Renseignements : http://www.facmed.ulg.ac.be/cms/c_338212/fr/le-test-d-orientation
Cher Prof. Rentier,
La question qui se pose est sans doute aussi de savoir ce que feront les étudiants qui ont échoué : s’inscriront-ils à l’université ? abandonneront-ils le projet de suivre des études universitaires ?
Il serait absolument effrayant que ce test serve à convaincre des étudiants qu’ils n’ont pas les « aptitudes » pour suivre des études universitaires, alors que ce qu’il révèle essentiellement, c’est bien le niveau catastrophique de préparation des élèves du secondaire aux matières scientifiques en Fédération Wallonie-Bruxelles (effet bien connu, relevé maintes fois par les études PISA – on ne peut donc pas dire que le résultat soit surprenant). À ce niveau, je pense qu’envisager qu’en 2 mois un étudiant particulièrement « en retard » (par rapport à l’ambitieux programme officiel) puisse « progresser » de manière significative dans la connaissance de ces matières est en partie un leurre, qui pourrait s’avérer dangereux pour ces étudiants : pour ceux-là, vu l’écart de niveau entre certains établissements secondaires et le niveau d’exigence du test, les questions de motivation/de volonté/de « capacités à apprendre » seront juste inopérantes.
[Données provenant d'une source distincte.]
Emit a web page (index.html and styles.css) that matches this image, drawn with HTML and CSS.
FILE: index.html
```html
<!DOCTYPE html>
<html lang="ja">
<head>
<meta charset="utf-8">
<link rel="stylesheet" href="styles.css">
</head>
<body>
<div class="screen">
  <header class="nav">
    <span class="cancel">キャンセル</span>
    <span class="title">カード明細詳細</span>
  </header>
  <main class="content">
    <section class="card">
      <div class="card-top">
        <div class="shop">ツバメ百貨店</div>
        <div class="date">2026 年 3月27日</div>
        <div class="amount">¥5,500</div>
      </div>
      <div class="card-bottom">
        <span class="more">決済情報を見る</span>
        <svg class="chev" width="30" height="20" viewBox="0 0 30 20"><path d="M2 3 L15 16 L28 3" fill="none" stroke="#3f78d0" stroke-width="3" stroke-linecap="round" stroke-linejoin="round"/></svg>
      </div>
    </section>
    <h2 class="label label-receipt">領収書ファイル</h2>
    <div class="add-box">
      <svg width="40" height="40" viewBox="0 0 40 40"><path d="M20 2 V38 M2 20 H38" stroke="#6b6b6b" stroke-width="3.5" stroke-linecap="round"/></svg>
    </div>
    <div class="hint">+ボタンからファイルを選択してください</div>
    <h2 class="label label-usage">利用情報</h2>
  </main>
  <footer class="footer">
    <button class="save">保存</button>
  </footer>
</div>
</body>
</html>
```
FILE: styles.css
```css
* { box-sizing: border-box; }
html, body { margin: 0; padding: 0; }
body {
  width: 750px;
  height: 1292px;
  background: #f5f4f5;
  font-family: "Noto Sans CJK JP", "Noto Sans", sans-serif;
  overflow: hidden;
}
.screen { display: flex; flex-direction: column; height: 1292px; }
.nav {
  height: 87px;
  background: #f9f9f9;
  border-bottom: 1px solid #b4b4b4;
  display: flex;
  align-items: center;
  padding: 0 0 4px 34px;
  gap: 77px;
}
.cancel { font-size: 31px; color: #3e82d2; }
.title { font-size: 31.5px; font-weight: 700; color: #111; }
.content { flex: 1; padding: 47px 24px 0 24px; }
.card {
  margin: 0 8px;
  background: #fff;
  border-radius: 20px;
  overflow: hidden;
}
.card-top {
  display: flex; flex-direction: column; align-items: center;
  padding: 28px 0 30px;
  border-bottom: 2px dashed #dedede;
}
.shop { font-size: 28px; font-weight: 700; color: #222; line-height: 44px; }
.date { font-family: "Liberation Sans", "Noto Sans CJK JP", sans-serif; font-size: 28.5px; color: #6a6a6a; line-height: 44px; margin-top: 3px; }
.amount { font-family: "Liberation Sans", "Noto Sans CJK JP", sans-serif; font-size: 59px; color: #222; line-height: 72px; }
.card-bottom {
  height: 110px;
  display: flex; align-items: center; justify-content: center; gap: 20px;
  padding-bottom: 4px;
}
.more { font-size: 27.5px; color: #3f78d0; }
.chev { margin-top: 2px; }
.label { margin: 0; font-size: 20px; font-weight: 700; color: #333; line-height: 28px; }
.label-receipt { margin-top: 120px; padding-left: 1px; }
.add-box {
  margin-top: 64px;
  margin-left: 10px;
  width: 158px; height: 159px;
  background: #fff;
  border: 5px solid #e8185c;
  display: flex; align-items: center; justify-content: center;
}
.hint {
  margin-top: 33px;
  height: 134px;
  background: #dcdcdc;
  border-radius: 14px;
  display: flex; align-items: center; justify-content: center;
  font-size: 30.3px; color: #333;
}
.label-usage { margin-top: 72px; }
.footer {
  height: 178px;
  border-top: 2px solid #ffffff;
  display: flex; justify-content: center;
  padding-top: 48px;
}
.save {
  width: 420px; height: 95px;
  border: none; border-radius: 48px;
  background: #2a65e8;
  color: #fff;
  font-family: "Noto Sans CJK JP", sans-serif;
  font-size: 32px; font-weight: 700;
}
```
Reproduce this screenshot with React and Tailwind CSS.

Ce qui jouera, c’est un effet tout à fait terre-à-terre : développer une « culture scientifique », ça nécessite du temps, ça nécessite de se familiariser progressivement avec le langage scientifique – et en particulier mathématique – et s’ils n’ont pu bénéficier du cadre adéquat (notez qu’à ce niveau, je ne blâme pas du tout les enseignants du secondaire, qui vivent des doubles contraintes institutionnelles qui les empêchent souvent de faire leur métier dans des conditions correctes, le problème est pour moi plutôt structurel) pour « prendre le temps » d’un apprentissage scientifique, il est impossible de le « rattraper » en quelques semaines.
Vu qu’hélas, l’inscription dans un établissement de l’enseignement secondaire qui organise un enseignement scientifique de qualité est fortement corrélé avec le « capital culturel familial » (essentiellement, le niveau de diplôme des parents, comme l’a bien montré Maud Van Campenhoudt dans sa thèse – UCL, 2012), tout test d’orientation préalable aux études supérieures risque, en Fédération Wallonie-Bruxelles, de renforcer encore la « barrière culturelle aux études supérieures » (pour reprendre l’expression de Martin Casier, vice-président du CA de l’ULB).
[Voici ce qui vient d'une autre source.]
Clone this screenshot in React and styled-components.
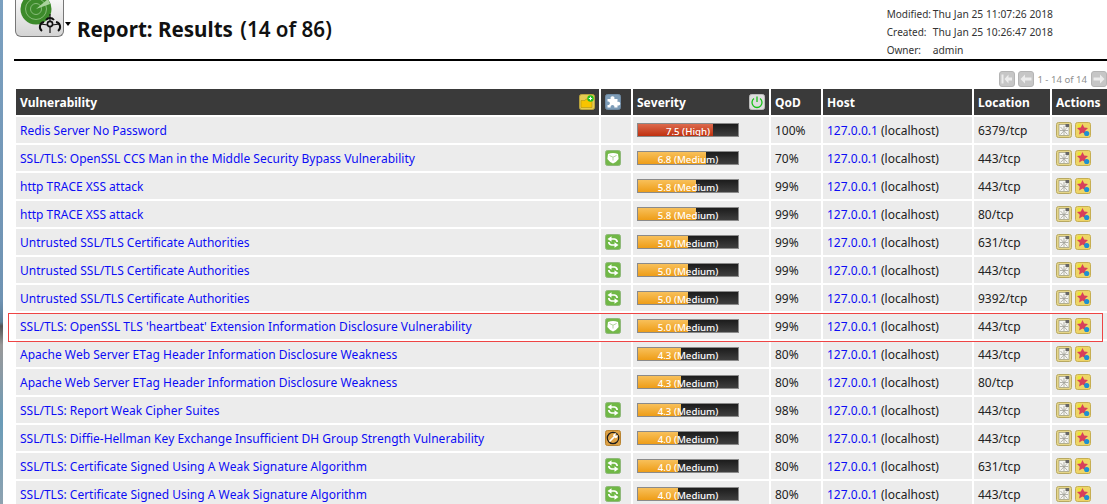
import React from 'react';
import styled, { createGlobalStyle } from 'styled-components';

const Global = createGlobalStyle`
  html, body { margin: 0; padding: 0; background: #fff; overflow: hidden; }
  body {
    font-family: "Noto Sans", "Open Sans", sans-serif;
    font-size: 12px;
    color: #222;
    font-kerning: none;
  }
`;

const Page = styled.div`
  width: 1107px;
  height: 504px;
  overflow: hidden;
  display: flex;
  background: #fff;
`;

const Edge = styled.div`
  width: 3px;
  height: 504px;
  flex: none;
  background: linear-gradient(#7ba0c0 0, #6f93b3 300px, #5d7f96 322px, #555 326px, #707070 334px, #999 345px, #8a9aa5 375px, #6a9cb8 420px, #7a9fb5 460px, #8ea2b0 504px);
`;

const Content = styled.div`
  flex: 1;
  min-width: 0;
  padding-left: 11px;
  position: relative;
`;

const Header = styled.header`
  height: 59px;
  border-bottom: 2px solid #000;
  display: flex;
  justify-content: space-between;
`;

const TitleWrap = styled.div`
  display: flex;
  align-items: flex-start;
`;

const LogoTile = styled.div`
  width: 47px;
  height: 36px;
  margin-left: 1px;
  border: 1px solid #777;
  border-top: 0;
  border-radius: 0 0 6px 6px;
  background: linear-gradient(#f6f6f6, #d4d4d4);
  overflow: hidden;
  flex: none;
`;

const Caret = styled.div`
  width: 0;
  height: 0;
  margin: 22px 0 0 1px;
  border-left: 3.5px solid transparent;
  border-right: 3.5px solid transparent;
  border-top: 4px solid #000;
`;

const Title = styled.h1`
  margin: 15px 0 0 6px;
  font-size: 20.6px;
  line-height: 28px;
  font-weight: 700;
  color: #111;
  span { font-weight: 600; margin-left: 2px; }
`;

const Meta = styled.div`
  display: grid;
  grid-template-columns: 46px auto;
  grid-auto-rows: 18px;
  margin: 5px 54px 0 0;
  font-size: 10.3px;
  line-height: 18px;
  color: #333;
`;

const MetaLabel = styled.span`
  font-size: 10px;
`;

const Pager = styled.div`
  height: 28px;
  display: flex;
  justify-content: flex-end;
  align-items: center;
  gap: 3px;
  padding-top: 8px;
  box-sizing: border-box;
  font-size: 9.6px;
  color: #8f8f8f;
`;

const PagerLabel = styled.span`
  margin-right: 1px;
`;

const PagerButton = styled.div`
  width: 16px;
  height: 16px;
  border-radius: 3px;
  background: #c6c6c6;
  border: 1px solid #b4b4b4;
  box-sizing: border-box;
  display: flex;
  align-items: center;
  justify-content: center;
`;

const Table = styled.div`
  margin-left: 2px;
  display: grid;
  grid-template-columns: 583px 30px 136px 50px 149px 76px 55px;
  grid-auto-rows: 26px;
  gap: 2px;
  width: 1099px;
`;

const HeadCell = styled.div`
  background: #3a3a3a;
  color: #fff;
  font-weight: 700;
  font-size: 12px;
  display: flex;
  align-items: center;
  justify-content: space-between;
  padding: 0 4px;
  min-width: 0;
`;

const Cell = styled.div`
  background: #ececec;
  font-size: 12px;
  color: #222;
  display: flex;
  align-items: center;
  padding: 0 4px;
  white-space: nowrap;
  min-width: 0;
`;

const Link = styled.a`
  color: #0c0cf5;
  text-decoration: none;
`;

const Bar = styled.div`
  position: relative;
  width: 102px;
  height: 14px;
  box-sizing: border-box;
  border: 1px solid #8a8a8a;
  background: linear-gradient(#1c1c1c, #3e3e3e);
  overflow: hidden;
`;

const BarFill = styled.div`
  height: 100%;
  background: ${p => p.$high ? 'linear-gradient(#dc6a4e, #c0300e)' : 'linear-gradient(#f8c05a, #ee9d17)'};
`;

const BarText = styled.div`
  position: absolute;
  inset: 0;
  text-align: center;
  color: #fff;
  font-size: 9.7px;
  line-height: 15px;
  font-weight: 500;
`;

const ActionPair = styled.div`
  display: flex;
  gap: 3px;
`;

const Selected = styled.div`
  position: absolute;
  left: 5px;
  top: 313px;
  width: 1093px;
  height: 27px;
  border: 1px solid #ee4444;
  pointer-events: none;
`;

const Tile = ({ bg, edge = '#00000022', children }) => (
  <svg width="16" height="16" viewBox="0 0 16 16">
    <rect x="0.5" y="0.5" width="15" height="15" rx="2" fill={bg} stroke={edge} />
    {children}
  </svg>
);

const PagerArrow = ({ dir, bar }) => (
  <svg width="14" height="14" viewBox="0 0 14 14">
    <g fill="#ececec" transform={dir === 'right' ? 'matrix(-1 0 0 1 14 0)' : undefined}>
      {bar && <rect x="1.5" y="2.5" width="2" height="9" />}
      <path d={bar ? 'M4.5 7L8.5 2.5V5.5H12V8.5H8.5V11.5z' : 'M1.5 7L6 2.5V5.5H12.5V8.5H6V11.5z'} />
    </g>
  </svg>
);

const NoteIcon = () => (
  <Tile bg="#e6cc52" edge="#b8a23c">
    <path d="M2 6.5h4l1-1.5h6v8.5H2z" fill="#f8c400" stroke="#a88a10" strokeWidth=".5" />
    <circle cx="11.5" cy="4.5" r="3.2" fill="#20c020" />
    <path d="M9.8 4.5h3.4M11.5 2.8v3.4" stroke="#fff" strokeWidth="1.1" />
  </Tile>
);

const PluginIcon = () => (
  <Tile bg="#7e9db8" edge="#6f8aa3">
    <path d="M2.5 5h3.2a2 2 0 1 1 3.6 0h3.2v3a1.9 1.9 0 1 1 0 3.4v2.1H9.3a1.9 1.9 0 1 0-3.6 0H2.5v-2.6a1.8 1.8 0 1 0 0-3.4z" fill="#fff" />
  </Tile>
);

const PowerIcon = () => (
  <Tile bg="#dedede" edge="#bcbcbc">
    <path d="M5 4.5a5 5 0 1 0 6 0" fill="none" stroke="#18c018" strokeWidth="1.3" />
    <path d="M8 2.5v5.5" stroke="#18c018" strokeWidth="1.3" />
  </Tile>
);

const SolutionIcon = ({ type }) => {
  if (type === 'mitigate') {
    return (
      <Tile bg="#dda044" edge="#b98432">
        <circle cx="8" cy="8" r="5.7" fill="none" stroke="#1c1c1c" strokeWidth="1.2" />
        <path d="M4.5 11.5L9.5 6.5" stroke="#fff" strokeWidth="1.7" />
        <path d="M8 5.5a2.6 2.6 0 0 1 3.5-2l-1.5 1.6 1 1 1.6-1.4a2.6 2.6 0 0 1-2 3.5z" fill="#fff" />
      </Tile>
    );
  }
  if (type === 'fix') {
    return (
      <Tile bg="#70b846" edge="#8fb87a">
        <path d="M5.5 5H9.5Q12 5.5 12.2 8" fill="none" stroke="#fff" strokeWidth="1.7" />
        <path d="M10.5 11H6.5Q4 10.5 3.8 8" fill="none" stroke="#fff" strokeWidth="1.7" />
        <path d="M2.5 5L6.5 2.2V7.8zM13.5 11L9.5 8.2V13.8z" fill="#fff" />
      </Tile>
    );
  }
  return (
    <Tile bg="#74b84a" edge="#8fb87a">
      <path d="M3 4Q8 2 13 4L13.6 9Q11.5 12 8 13.6 4.5 12 2.4 9z" fill="#fff" />
      <path d="M4.5 5.5L8 7.2l3.5-1.7M8 7.2V10.5" fill="none" stroke="#a9cf92" strokeWidth=".9" />
    </Tile>
  );
};

const ReportIcon = () => (
  <Tile bg="#e6d68a" edge="#b7a862">
    <rect x="3" y="2.5" width="10" height="11" fill="#f6f6f2" stroke="#8a8a70" strokeWidth=".6" />
    <path d="M4.5 5l7 7.5M11.5 5l-7 7.5M8 4v9M4 8.5h8" stroke="#a2a29a" strokeWidth=".8" />
    <rect x="9.5" y="2" width="3.5" height="3" fill="#666" />
  </Tile>
);

const OverrideIcon = () => (
  <Tile bg="#eed566" edge="#c6ae52">
    <circle cx="4.5" cy="4" r="2" fill="#e8ea30" />
    <path d="M7.5 2l1.7 3.6 3.8.5-2.8 2.6.7 3.8-3.4-1.9-3.4 1.9.7-3.8L2 6.1l3.8-.5z" fill="#d8405a" />
    <circle cx="11.7" cy="11.5" r="2.6" fill="#1f8fd0" />
  </Tile>
);

const Logo = () => (
  <svg width="47" height="36" viewBox="0 0 47 36">
    <circle cx="20" cy="9" r="15.5" fill="#3c8a2a" />
    <circle cx="20" cy="9" r="10.5" fill="none" stroke="#86bb78" strokeWidth="1" />
    <circle cx="20" cy="9" r="5.5" fill="none" stroke="#86bb78" strokeWidth="1" />
    <path d="M20 9L32 -1 34 4z" fill="#a9d39d" />
    <g fill="none" stroke="#111">
      <path d="M30 20a5 5 0 0 1 8 0" strokeWidth="2" />
      <path d="M26 31a5 5 0 0 1 2-9" strokeWidth="2" />
      <path d="M42 31a5 5 0 0 0-2-9" strokeWidth="2" />
      <circle cx="34" cy="24" r="2.6" strokeWidth="1.6" />
      <path d="M34 14v7M34 27v6M24 24l8 1M44 24l-8 1" strokeWidth="1.2" />
    </g>
  </svg>
);

const rows = [
  ['Redis Server No Password', null, 7.5, 'High', '100%', '6379/tcp'],
  ['SSL/TLS: OpenSSL CCS Man in the Middle Security Bypass Vulnerability', 'vendor', 6.8, 'Medium', '70%', '443/tcp'],
  ['http TRACE XSS attack', null, 5.8, 'Medium', '99%', '443/tcp'],
  ['http TRACE XSS attack', null, 5.8, 'Medium', '99%', '80/tcp'],
  ['Untrusted SSL/TLS Certificate Authorities', 'fix', 5.0, 'Medium', '99%', '631/tcp'],
  ['Untrusted SSL/TLS Certificate Authorities', 'fix', 5.0, 'Medium', '99%', '443/tcp'],
  ['Untrusted SSL/TLS Certificate Authorities', 'fix', 5.0, 'Medium', '99%', '9392/tcp'],
  ["SSL/TLS: OpenSSL TLS 'heartbeat' Extension Information Disclosure Vulnerability", 'vendor', 5.0, 'Medium', '99%', '443/tcp'],
  ['Apache Web Server ETag Header Information Disclosure Weakness', null, 4.3, 'Medium', '80%', '443/tcp'],
  ['Apache Web Server ETag Header Information Disclosure Weakness', null, 4.3, 'Medium', '80%', '80/tcp'],
  ['SSL/TLS: Report Weak Cipher Suites', 'fix', 4.3, 'Medium', '98%', '443/tcp'],
  ['SSL/TLS: Diffie-Hellman Key Exchange Insufficient DH Group Strength Vulnerability', 'mitigate', 4.0, 'Medium', '80%', '443/tcp'],
  ['SSL/TLS: Certificate Signed Using A Weak Signature Algorithm', 'fix', 4.0, 'Medium', '80%', '631/tcp'],
  ['SSL/TLS: Certificate Signed Using A Weak Signature Algorithm', 'fix', 4.0, 'Medium', '80%', '443/tcp'],
];

const App = () => (
  <Page>
    <Global />
    <Edge />
    <Content>
      <Header>
        <TitleWrap>
          <LogoTile><Logo /></LogoTile>
          <Caret />
          <Title>Report: Results <span>(14 of 86)</span></Title>
        </TitleWrap>
        <Meta>
          <MetaLabel>Modified:</MetaLabel><span>Thu Jan 25 11:07:26 2018</span>
          <MetaLabel>Created:</MetaLabel><span>Thu Jan 25 10:26:47 2018</span>
          <MetaLabel>Owner:</MetaLabel><span>admin</span>
        </Meta>
      </Header>
      <Pager>
        <PagerButton><PagerArrow bar /></PagerButton>
        <PagerButton><PagerArrow /></PagerButton>
        <PagerLabel>1 - 14 of 14</PagerLabel>
        <PagerButton><PagerArrow dir="right" /></PagerButton>
      </Pager>
      <Table>
        <HeadCell>Vulnerability <NoteIcon /></HeadCell>
        <HeadCell><PluginIcon /></HeadCell>
        <HeadCell>Severity <PowerIcon /></HeadCell>
        <HeadCell>QoD</HeadCell>
        <HeadCell>Host</HeadCell>
        <HeadCell>Location</HeadCell>
        <HeadCell>Actions</HeadCell>
        {rows.map(([name, sol, sev, level, qod, loc], i) => (
          <React.Fragment key={i}>
            <Cell><Link href="#">{name}</Link></Cell>
            <Cell>{sol && <SolutionIcon type={sol} />}</Cell>
            <Cell>
              <Bar>
                <BarFill $high={level === 'High'} style={{ width: `${sev * 10}%` }} />
                <BarText>{sev.toFixed(1)} ({level})</BarText>
              </Bar>
            </Cell>
            <Cell>{qod}</Cell>
            <Cell><Link href="#">127.0.0.1</Link>&nbsp;(localhost)</Cell>
            <Cell>{loc}</Cell>
            <Cell><ActionPair><ReportIcon /><OverrideIcon /></ActionPair></Cell>
          </React.Fragment>
        ))}
      </Table>
      <Selected />
    </Content>
  </Page>
);

export default App;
Je pense que les résultats de ce test – dont je regrette profondément la mise en place pour les raisons évoquées ci-dessus – devraient servir AVANT TOUT à mettre autour de la place les responsables universitaires, les autorités politiques, les chefs d’établissements secondaires, les responsables de programme, etc. pour réévaluer sérieusement quelles sont les mesures à mettre en place structurellement et rapidement pour mieux préparer TOUS les élèves au supérieur (comprenez-moi bien : il s’agit de partir du principe que le supérieur universitaire doit être une option pour tous… sans que pour autant tous optent pour cette option) – en fait, de penser enfin un continuum pédagogique « de la maternelle au doctorat ». Par ailleurs, il me semble également crucial d’accompagner les « candidats malchanceux » dans le décryptage de ce résultat en mettant sur pied des mécanismes correctement financés (ce qui implique aussi de penser à la « condition » de ces étudiants) pour leur permettre soit de se « réorienter » soit de persister dans leur projet, mais avec tous les « atouts » nécessaires.
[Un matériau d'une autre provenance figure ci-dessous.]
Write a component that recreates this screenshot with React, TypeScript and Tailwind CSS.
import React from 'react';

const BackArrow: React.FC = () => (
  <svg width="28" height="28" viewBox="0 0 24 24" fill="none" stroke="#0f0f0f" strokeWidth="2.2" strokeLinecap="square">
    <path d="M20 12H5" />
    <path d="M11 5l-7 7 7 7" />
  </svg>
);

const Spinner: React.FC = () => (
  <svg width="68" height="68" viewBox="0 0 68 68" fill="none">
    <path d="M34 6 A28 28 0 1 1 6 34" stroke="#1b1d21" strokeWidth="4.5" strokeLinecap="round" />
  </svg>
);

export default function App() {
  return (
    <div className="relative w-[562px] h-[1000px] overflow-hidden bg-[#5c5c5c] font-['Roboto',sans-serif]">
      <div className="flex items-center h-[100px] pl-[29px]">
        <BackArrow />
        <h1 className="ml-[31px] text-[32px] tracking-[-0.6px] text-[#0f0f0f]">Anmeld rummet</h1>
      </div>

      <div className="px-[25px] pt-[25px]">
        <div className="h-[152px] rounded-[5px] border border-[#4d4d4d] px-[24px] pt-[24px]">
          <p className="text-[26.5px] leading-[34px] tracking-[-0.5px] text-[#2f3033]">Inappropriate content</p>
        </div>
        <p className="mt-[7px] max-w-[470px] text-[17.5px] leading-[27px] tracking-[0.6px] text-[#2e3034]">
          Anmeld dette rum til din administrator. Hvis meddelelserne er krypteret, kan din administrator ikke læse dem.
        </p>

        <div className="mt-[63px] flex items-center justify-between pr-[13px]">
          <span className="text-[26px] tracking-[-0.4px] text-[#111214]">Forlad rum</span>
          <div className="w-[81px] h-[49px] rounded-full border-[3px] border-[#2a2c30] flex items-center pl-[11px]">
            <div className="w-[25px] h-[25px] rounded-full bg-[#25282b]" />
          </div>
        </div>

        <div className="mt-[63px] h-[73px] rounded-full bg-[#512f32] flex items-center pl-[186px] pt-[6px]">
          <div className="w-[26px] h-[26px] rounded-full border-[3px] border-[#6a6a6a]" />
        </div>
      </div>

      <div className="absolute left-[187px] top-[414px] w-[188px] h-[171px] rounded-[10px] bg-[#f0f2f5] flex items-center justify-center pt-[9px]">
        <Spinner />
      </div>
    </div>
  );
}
Sans cela, nous observerons encore une aggravation du phénomène (mis en évidence notamment par Catherine Vermandele et Vincent Dupriez) de fermeture de l’enseignement universitaire aux enfants des milieux moins favorisés (économiquement et surtout, culturellement) et un renforcement de la dualisation des filières universitaires (entre filières de ‘masse’ et filières ‘d’élite). Il me semble qu’il s’agit là d’un enjeu pour l’université bien sûr, mais pour la société en général : une société où la mobilité sociale diminue est condamnée à connaître des tensions croissantes (l’exemple britannique devrait largement nous inciter à la réflexion).
PS : Je voudrais par ailleurs souligner que je trouve vraiment salutaire qu’un recteur fasse encore référence à la « lutte contre l’échec » au lieu de la « promotion de la réussite », dénomination qui contribue à fonder l’illusion du caractère inéluctable de l’échec à l’université.